Set-asides for women-owned firms are a paradox.  some can move you ahead. others are just a headache.

Set-asides for women-owned firms are a paradox. Some can move you ahead. Others are just a headache. Credit: Greeen/shutterstock.com

From the February 2015 issue of Landscape Architecture Magazine.

Andrea Cochran, FASLA, the San Francisco-based landscape architect, has received the Cooper Hewitt’s National Design Award, the ASLA Design Medal, and many other honors.
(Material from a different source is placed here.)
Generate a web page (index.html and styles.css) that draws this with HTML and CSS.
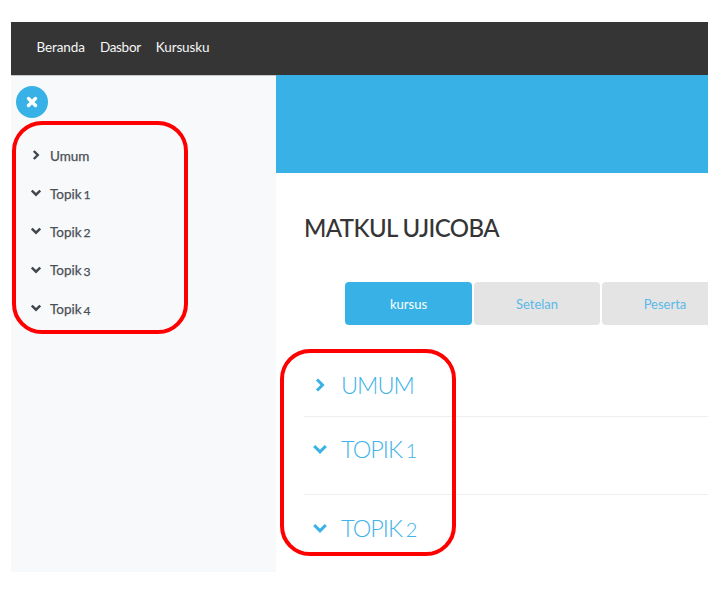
FILE: index.html
```html
<!DOCTYPE html>
<html lang="id">
<head>
<meta charset="utf-8">
<title>Matkul Ujicoba</title>
<link rel="stylesheet" href="styles.css">
</head>
<body>
<div class="frame">
  <nav class="topnav">
    <a>Beranda</a><a>Dasbor</a><a>Kursusku</a>
  </nav>
  <div class="body">
    <aside class="side">
      <button class="close" aria-label="Tutup">
        <svg width="12" height="12" viewBox="0 0 12 12"><path d="M2.500 2.500l7 7M9.500 2.500l-7 7" fill="none" stroke="#fff" stroke-width="3.400" stroke-linecap="round"/></svg>
      </button>
      <ul class="toc">
        <li><svg class="ic" viewBox="0 0 10 10"><path d="M2.800 1L6.800 5 2.800 9"/></svg><span>Umum</span></li>
        <li><svg class="ic" viewBox="0 0 10 10"><path d="M.8 2.500L5 6.700 9.200 2.500"/></svg><span>Topik <span class="num">1</span></span></li>
        <li><svg class="ic" viewBox="0 0 10 10"><path d="M.8 2.500L5 6.700 9.200 2.500"/></svg><span>Topik <span class="num">2</span></span></li>
        <li><svg class="ic" viewBox="0 0 10 10"><path d="M.8 2.500L5 6.700 9.200 2.500"/></svg><span>Topik <span class="num low">3</span></span></li>
        <li><svg class="ic" viewBox="0 0 10 10"><path d="M.8 2.500L5 6.700 9.200 2.500"/></svg><span>Topik <span class="num low">4</span></span></li>
      </ul>
    </aside>
    <main class="main">
      <div class="hero"></div>
      <div class="content">
        <h1>MATKUL UJICOBA</h1>
        <div class="tabs">
          <a class="tab active">kursus</a><a class="tab">Setelan</a><a class="tab">Peserta</a>
        </div>
        <section class="sec sec-a"><svg class="ic2" viewBox="0 0 14 14"><path d="M4 1.500L9.500 7 4 12.500"/></svg><span>UMUM</span></section>
        <section class="sec sec-b"><svg class="ic2" viewBox="0 0 14 14"><path d="M1.200 4L7 9.800 12.800 4"/></svg><span>TOPIK <span class="num">1</span></span></section>
        <section class="sec sec-c"><svg class="ic2" viewBox="0 0 14 14"><path d="M1.200 4L7 9.800 12.800 4"/></svg><span>TOPIK <span class="num">2</span></span></section>
      </div>
    </main>
  </div>
</div>
<div class="mark mark-side"></div>
<div class="mark mark-main"></div>
</body>
</html>
```

FILE: styles.css
```css
html, body { margin: 0; padding: 0; background: #fff; }
body { font-family: "Lato", "Open Sans", sans-serif; width: 723px; height: 592px; overflow: hidden; position: relative; }
.frame { margin: 22px 15px 0 11px; width: 697px; height: 550px; display: flex; flex-direction: column; overflow: hidden; }
.topnav { height: 53px; background: #353535; display: flex; align-items: center; gap: 15px; padding: 0 0 3px 25.500px; color: #f6f6f6; font-size: 13.500px; letter-spacing: -0.100px; box-sizing: border-box; flex: none; }
.topnav a:nth-child(2) { letter-spacing: -0.300px; }
.topnav a:nth-child(3) { letter-spacing: -0.150px; }
.body { display: flex; flex: 1; min-height: 0; }
.side { width: 265px; background: #f8f9fb; flex: none; border-top: 1px solid #c9c9c9; box-sizing: border-box; padding: 10px 0 0 5px; }
.close { width: 32px; height: 32px; border: 0; border-radius: 50%; background: #38b2e6; padding: 0; display: flex; align-items: center; justify-content: center; }
.toc { list-style: none; margin: 18.500px 0 0; padding: 0 0 0 14.500px; color: #4a4f55; font-size: 13.500px; font-weight: 400; -webkit-text-stroke: 0.25px #4a4f55; }
.toc li { height: 38.400px; display: flex; align-items: center; gap: 9.500px; word-spacing: -1.500px; }
.num { font-size: 0.9em; }
.num.low { vertical-align: -1px; }
.ic { width: 10px; height: 10px; fill: none; stroke: #41464c; stroke-width: 2.400; flex: none; position: relative; top: -1px; }
.main { flex: 1; min-width: 0; }
.hero { height: 98px; background: #38b2e6; }
.content { padding: 0 0 0 28px; }
h1 { margin: 40px 0 0; font-size: 24px; line-height: 30px; font-weight: 500; color: #353535; letter-spacing: -0.600px; }
.tabs { display: flex; gap: 2px; margin: 39px 0 0 41px; }
.tab { width: 126px; height: 43px; flex: none; display: flex; align-items: center; justify-content: center; background: #e4e4e4; color: #5ab9e8; font-size: 13px; border-radius: 4px; }
.tab:last-child { border-radius: 4px 0 0 4px; }
.tab.active { background: #38b2e6; color: #fff; width: 127px; }
.sec { display: flex; align-items: center; gap: 14px; padding-left: 9px; color: #42b3e8; font-size: 23.500px; font-weight: 300; letter-spacing: -1px; word-spacing: -1.500px; box-sizing: border-box; }
.sec .num { font-size: 0.85em; }
.sec-a { height: 92px; border-bottom: 1px solid #eeeeee; padding-top: 28px; }
.sec-b { height: 78px; border-bottom: 1px solid #eeeeee; padding-bottom: 14px; }
.sec-c { height: 67px; padding-bottom: 1px; }
.ic2 { width: 14px; height: 14px; fill: none; stroke: #38b2e6; stroke-width: 3; flex: none; }
.mark { position: absolute; box-sizing: border-box; border: 4.500px solid #ff0000; border-radius: 30px; }
.mark-side { left: 12px; top: 121px; width: 176px; height: 213px; }
.mark-main { left: 280px; top: 349px; width: 176px; height: 207px; }
```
But despite her prominence, she says, she still sees sexism affecting the profession. “It’s not overt, but it’s there,” says Cochran, explaining that it is precisely her success that makes her aware of the problem. “If you asked me when I was in my 20s if I had ever experienced sexism, I would have laughed at you,” she says. “But then you get to a certain point in your career and you realize there is a glass ceiling.” In her experience, “It’s still hard to get certain types of jobs, some of the bigger jobs, if you’re a woman.”

So Cochran supports programs that require prime contractors on public projects to award a percentage of the work to “women business enterprises,” or WBEs. “If being a WBE helps me get a job, that’s fine,” says Cochran, her voice rising, “because there are lots of other jobs I would have gotten if I were a guy.”